To protect my fragile state of mind from the daily crazy reports coming out of Washington, I have been reading like a maniac. I started with the Megyn Kelly book, Settle for More. She held my interest for awhile talking about her debate run-in with then Republican candidate Trump. Soon, however, I found her adulation of Fox News and herself a bit tedious. But I finally waded through it and afterwards picked up Colson Whitehead’s The Underground Railroad. It was a real page turner but I admit there were parts I wish I could unread. Honestly, man’s inhumanity to man. I must say parts of the book made me ashamed to be white.

Moving right along, I ended the week with Flight Behavior by Barbara Kingsolver. I loved the book. It combined my Appalachian upbringing with my love of environmental justice. Written in 2012, it is a real insight into the thinking of rural American — a must read in my opinion.

When I resort to book reports, there is not much garden news to report.

I heard something on Science Friday last week that, I swear, you could never make up. Frogs, it seems, have sticky tongues. Therefore, when they snap that tongue at an unsuspecting bug it gets stuck. Scientists began wondering how the bug became unstuck, so the frog could swallow it. In series of slow-motion X-rays they discovered that the frog closed its eyes and rotated the eyeballs to push the bug from the tongue. I told Violet and her teenage girlfriends that story. If only I had captured their expressions in a photograph. Priceless.
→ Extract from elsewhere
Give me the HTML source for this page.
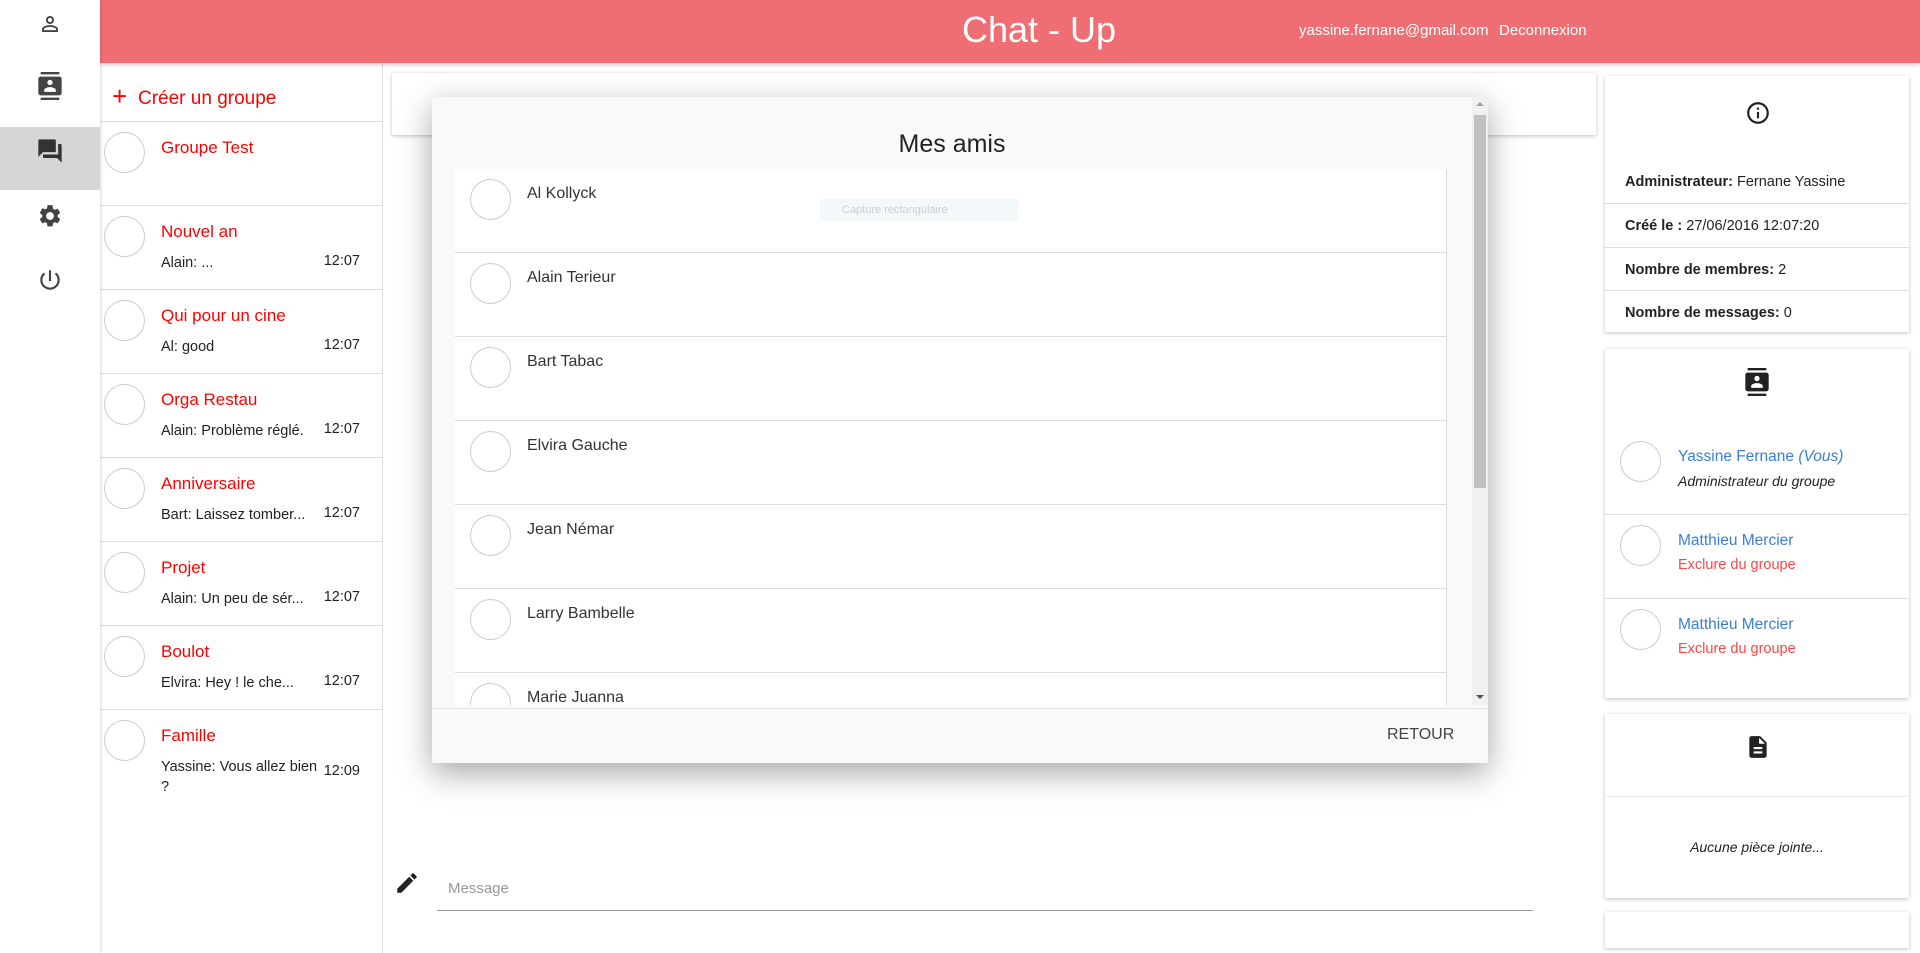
<!DOCTYPE html>
<html><head><meta charset="utf-8"><style>
*{box-sizing:border-box;margin:0;padding:0}
body{width:1920px;height:953px;overflow:hidden;background:#fff;font-family:"Liberation Sans",sans-serif;position:relative}
.abs{position:absolute}
.side{left:0;top:0;width:100px;height:953px;background:#fff;box-shadow:1px 0 3px rgba(0,0,0,.15);z-index:3}
.side .it{position:absolute;left:0;width:100px;height:64px;display:flex;align-items:center;justify-content:center}
.hdr{left:100px;top:0;width:1820px;height:63px;background:#ef6e73;box-shadow:0 2px 4px rgba(0,0,0,.2);z-index:2;color:#fff}
.list{left:100px;top:63px;width:283px;height:890px;border-right:1px solid #ddd}
.row{position:absolute;left:0;width:282px;height:84px;border-top:1px solid #ddd}
.av{position:absolute;width:41px;height:41px;border:1px solid #ccc;border-radius:50%;background:#fff}
.gname{position:absolute;left:61px;top:16px;font-size:17px;color:#f00}
.gsub{position:absolute;left:61px;top:47px;font-size:14.5px;color:#222;width:168px;line-height:20px}
.gt{position:absolute;right:22px;top:47px;font-size:14.5px;color:#222}
.card{background:#fff;box-shadow:0 1px 4px rgba(0,0,0,.25)}
.modal{left:432px;top:97px;width:1056px;height:666px;background:#f9f9f9;box-shadow:0 10px 30px rgba(0,0,0,.35);z-index:5}
.fr{position:absolute;left:0;width:991px;height:84px;border-bottom:1px solid #ddd;background:#fff}
.fr .av{left:15px;top:10px}
.fr span{position:absolute;left:72px;top:16px;font-size:16px;color:#333}
.rc{left:1605px;width:304px}
.ir{position:absolute;left:0;width:304px;border-top:1px solid #ddd;font-size:14.5px;color:#222;padding-left:20px}
</style></head><body>
<div class="abs side">
 <div class="it" style="top:-8px"><svg width="24" height="24" viewBox="0 0 24 24"><path d="M12 5.9a2.1 2.1 0 1 1 0 4.2 2.1 2.1 0 0 1 0-4.2m0 9c2.970 0 6.1 1.46 6.1 2.1v1.1H5.9V17c0-.64 3.13-2.1 6.1-2.1M12 4C9.79 4 8 5.79 8 8s1.790 4 4 4 4-1.79 4-4-1.79-4-4-4zm0 9c-2.67 0-8 1.34-8 4v3h16v-3c0-2.66-5.33-4-8-4z" fill="#444"/></svg></div>
 <div class="it" style="top:54px"><svg width="28" height="28" viewBox="0 0 24 24"><path d="M20 0H4v2h16V0zM4 24h16v-2H4v2zM20 4H4c-1.1 0-2 .9-2 2v12c0 1.1.9 2 2 2h16c1.1 0 2-.9 2-2V6c0-1.1-.9-2-2-2zm-8 2.75c1.24 0 2.25 1.01 2.25 2.25s-1.01 2.25-2.25 2.25S9.75 10.24 9.75 9 10.76 6.75 12 6.75zM17 17H7v-1.5c0-1.67 3.33-2.5 5-2.5s5 .83 5 2.5V17z" fill="#444"/></svg></div>
 <div class="abs" style="top:127px;left:0;width:100px;height:63px;background:#d6d6d6"></div>
 <div class="it" style="top:119px"><svg width="28" height="28" viewBox="0 0 24 24"><path d="M21 6h-2v9H6v2c0 .55.45 1 1 1h11l4 4V7c0-.55-.45-1-1-1zm-4 6V3c0-.55-.45-1-1-1H3c-.55 0-1 .45-1 1v14l4-4h10c.55 0 1-.45 1-1z" fill="#333"/></svg></div>
 <div class="it" style="top:184px"><svg width="26" height="26" viewBox="0 0 24 24"><path d="M19.14 12.94c.04-.3.06-.61.06-.94s-.02-.64-.07-.94l2.03-1.58a.49.49 0 0 0 .12-.61l-1.92-3.32a.49.49 0 0 0-.59-.22l-2.39.96c-.5-.38-1.03-.7-1.62-.94l-.36-2.54A.48.48 0 0 0 13.92 2h-3.84c-.24 0-.43.17-.47.41l-.36 2.54c-.59.24-1.13.57-1.620.94l-2.39-.96a.48.48 0 0 0-.59.22L2.74 8.87c-.12.21-.08.47.12.61l2.03 1.58c-.05.3-.09.63-.09.94s.02.64.07.94l-2.03 1.58a.49.49 0 0 0-.12.61l1.92 3.32c.12.22.37.29.59.22l2.39-.96c.5.38 1.03.7 1.62.94l.36 2.54c.05.24.24.41.48.41h3.84c.24 0 .44-.17.47-.41l.36-2.54c.59-.24 1.13-.56 1.62-.94l2.39.96c.22.08.47 0 .59-.22l1.92-3.32c.12-.22.07-.47-.12-.61l-2.01-1.58zM12 15.6A3.6 3.6 0 1 1 12 8.4a3.6 3.6 0 0 1 0 7.2z" fill="#444"/></svg></div>
 <div class="it" style="top:248px"><svg width="26" height="26" viewBox="0 0 24 24"><path d="M13 3h-2v10h2V3zm4.83 2.17l-1.42 1.42A6.92 6.92 0 0 1 19 12c0 3.87-3.13 7-7 7s-7-3.13-7-7c0-2.17.99-4.1 2.58-5.42L6.17 5.17A8.930 8.93 0 0 0 3 12a9 9 0 0 0 18 0c0-2.74-1.23-5.18-3.17-6.83z" fill="#444"/></svg></div>
</div>
<div class="abs hdr">
 <div class="abs" style="left:862px;top:9px;font-size:36px">Chat - Up</div>
 <div class="abs" style="left:1199px;top:22px;font-size:15px">yassine.fernane@gmail.com</div>
 <div class="abs" style="left:1399px;top:22px;font-size:15px">Deconnexion</div>
</div>
<div class="abs list">
 <div class="abs" style="left:12px;top:18px;color:#f00;font-size:26px;font-weight:300">+</div>
 <div class="abs" style="left:38px;top:25px;color:#f00;font-size:19px">Créer un groupe</div>
 <div class="row" style="top:58px"><div class="av" style="left:4px;top:10px"></div><div class="gname">Groupe Test</div></div>
 <div class="row" style="top:142px"><div class="av" style="left:4px;top:10px"></div><div class="gname">Nouvel an</div><div class="gsub">Alain: ...</div><div class="gt">12:07</div></div>
 <div class="row" style="top:226px"><div class="av" style="left:4px;top:10px"></div><div class="gname">Qui pour un cine</div><div class="gsub">Al: good</div><div class="gt">12:07</div></div>
 <div class="row" style="top:310px"><div class="av" style="left:4px;top:10px"></div><div class="gname">Orga Restau</div><div class="gsub">Alain: Problème réglé.</div><div class="gt">12:07</div></div>
 <div class="row" style="top:394px"><div class="av" style="left:4px;top:10px"></div><div class="gname">Anniversaire</div><div class="gsub">Bart: Laissez tomber...</div><div class="gt">12:07</div></div>
 <div class="row" style="top:478px"><div class="av" style="left:4px;top:10px"></div><div class="gname">Projet</div><div class="gsub">Alain: Un peu de sér...</div><div class="gt">12:07</div></div>
 <div class="row" style="top:562px"><div class="av" style="left:4px;top:10px"></div><div class="gname">Boulot</div><div class="gsub">Elvira: Hey ! le che...</div><div class="gt">12:07</div></div>
 <div class="row" style="top:646px"><div class="av" style="left:4px;top:10px"></div><div class="gname">Famille</div><div class="gsub">Yassine: Vous allez bien ?</div><div class="gt" style="top:53px">12:09</div></div>
</div>
<div class="abs card" style="left:392px;top:73px;width:1204px;height:62px"></div>
<div class="abs modal">
 <div class="abs" style="left:0;top:33px;width:1040px;text-align:center;font-size:25px;color:#222">Mes amis</div>
 <div class="abs" style="left:23px;top:72px;width:992px;height:536px;overflow:hidden;border-right:1px solid #ddd">
  <div class="fr" style="top:0"><div class="av"></div><span>Al Kollyck</span></div>
  <div class="fr" style="top:84px"><div class="av"></div><span>Alain Terieur</span></div>
  <div class="fr" style="top:168px"><div class="av"></div><span>Bart Tabac</span></div>
  <div class="fr" style="top:252px"><div class="av"></div><span>Elvira Gauche</span></div>
  <div class="fr" style="top:336px"><div class="av"></div><span>Jean Némar</span></div>
  <div class="fr" style="top:420px"><div class="av"></div><span>Larry Bambelle</span></div>
  <div class="fr" style="top:504px"><div class="av"></div><span>Marie Juanna</span></div>
 </div>
 <div class="abs" style="left:388px;top:102px;width:198px;height:22px;background:#f3f8fb;font-size:11px;color:#c8d0d6;padding:5px 0 0 22px">Capture rectangulaire</div>
 <div class="abs" style="left:1040px;top:0;width:16px;height:608px;background:#f1f1f1"></div>
 <div class="abs" style="left:1042px;top:18px;width:12px;height:373px;background:#c1c1c1"></div>
 <div class="abs" style="left:1044px;top:5px;width:0;height:0;border:4px solid transparent;border-bottom-color:#a3a3a3;border-top:0"></div>
 <div class="abs" style="left:1044px;top:598px;width:0;height:0;border:4px solid transparent;border-top-color:#505050;border-bottom:0"></div>
 <div class="abs" style="left:0;top:611px;width:1056px;height:1px;background:#e2e2e2"></div>
 <div class="abs" style="left:955px;top:629px;font-size:16px;color:#444">RETOUR</div>
</div>
<svg class="abs" style="left:394px;top:870px" width="26" height="26" viewBox="0 0 24 24"><path d="M3 17.25V21h3.75L17.81 9.94l-3.75-3.75L3 17.25zM20.71 7.04a1 1 0 0 0 0-1.41l-2.34-2.34a1 1 0 0 0-1.41 0l-1.83 1.83 3.75 3.75 1.83-1.83z" fill="#222"/></svg>
<div class="abs" style="left:448px;top:880px;font-size:15px;color:#999">Message</div>
<div class="abs" style="left:437px;top:910px;width:1096px;height:1px;background:#999"></div>
<div class="abs card rc" style="top:76px;height:256px">
 <svg class="abs" style="left:140px;top:24px" width="26" height="26" viewBox="0 0 24 24"><path d="M11 7h2v2h-2zm0 4h2v6h-2zm1-9C6.48 2 2 6.48 2 12s4.48 10 10 10 10-4.48 10-10S17.52 2 12 2zm0 18c-4.41 0-8-3.59-8-8s3.59-8 8-8 8 3.59 8 8-3.59 8-8 8z" fill="#222"/></svg>
 <div class="abs" style="left:20px;top:98px;font-size:14.5px;color:#222"><b>Administrateur:</b> Fernane Yassine</div>
 <div class="ir" style="top:127px;height:44px;padding-top:14px"><b>Créé le :</b> 27/06/2016 12:07:20</div>
 <div class="ir" style="top:171px;height:43px;padding-top:14px"><b>Nombre de membres:</b> 2</div>
 <div class="ir" style="top:214px;height:42px;padding-top:14px"><b>Nombre de messages:</b> 0</div>
</div>
<div class="abs card rc" style="top:349px;height:349px">
 <svg class="abs" style="left:138px;top:19px" width="28" height="28" viewBox="0 0 24 24"><path d="M20 0H4v2h16V0zM4 24h16v-2H4v2zM20 4H4c-1.1 0-2 .9-2 2v12c0 1.1.9 2 2 2h16c1.1 0 2-.9 2-2V6c0-1.1-.9-2-2-2zm-8 2.75c1.24 0 2.25 1.01 2.25 2.25s-1.01 2.25-2.25 2.25S9.75 10.24 9.75 9 10.76 6.75 12 6.75zM17 17H7v-1.5c0-1.67 3.33-2.5 5-2.5s5 .83 5 2.5V17z" fill="#222"/></svg>
 <div class="av" style="left:15px;top:92px"></div>
 <div class="abs" style="left:73px;top:99px;font-size:15.5px;color:#3b7dd8">Yassine Fernane <i>(Vous)</i></div>
 <div class="abs" style="left:73px;top:124px;font-size:14px;color:#222;font-style:italic">Administrateur du groupe</div>
 <div class="ir" style="top:165px;height:1px"></div>
 <div class="av" style="left:15px;top:176px"></div>
 <div class="abs" style="left:73px;top:183px;font-size:15.5px;color:#3b7dd8">Matthieu Mercier</div>
 <div class="abs" style="left:73px;top:208px;font-size:14.5px;color:#f44">Exclure du groupe</div>
 <div class="ir" style="top:249px;height:1px"></div>
 <div class="av" style="left:15px;top:260px"></div>
 <div class="abs" style="left:73px;top:267px;font-size:15.5px;color:#3b7dd8">Matthieu Mercier</div>
 <div class="abs" style="left:73px;top:292px;font-size:14.5px;color:#f44">Exclure du groupe</div>
</div>
<div class="abs card rc" style="top:714px;height:184px">
 <svg class="abs" style="left:140px;top:20px" width="26" height="26" viewBox="0 0 24 24"><path d="M14 2H6c-1.1 0-2 .9-2 2v16c0 1.1.9 2 2 2h12c1.1 0 2-.9 2-2V8l-6-6zm2 16H8v-2h8v2zm0-4H8v-2h8v2zm-3-5V3.5L18.5 9H13z" fill="#222"/></svg>
 <div class="abs" style="left:0;top:82px;width:304px;height:1px;background:#eee"></div>
 <div class="abs" style="left:0;top:125px;width:304px;text-align:center;font-size:14px;font-style:italic;color:#222">Aucune pièce jointe...</div>
</div>
<div class="abs card rc" style="top:912px;height:36px"></div>
</body></html>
It is impossible to keep up with Trump world, nor do I wish to. I read a small publication called the Hightower Lowdown. This month’s subject was “the state of the plate,” sustaining the push to a healthy, humane and human-scale food system. Farm policy has not come up in a Presidential debate for 16 years. This past election focused on hard-hit working class families, veterans, coal miners and out-of-work factory workers, but not farm workers, ranchers, fishermen or seafood workers. One would think food production would be as important as any other subject. Purchasing food has nonetheless become a political act that takes into account cultural, ethical environmental and community values.

In March, a national survey in Consumer Reports showed that 91 per cent of respondents support local farms, 89 per cent want reduction of pesticides in food, 88 per cent want the environment protected from chemicals, and 84 per cent believe that better living conditions need to be provided for farm animals. I’ve mentioned many times that one of our most important political acts is an awareness of the origins of our food. There are so few things left these days over which we have any control.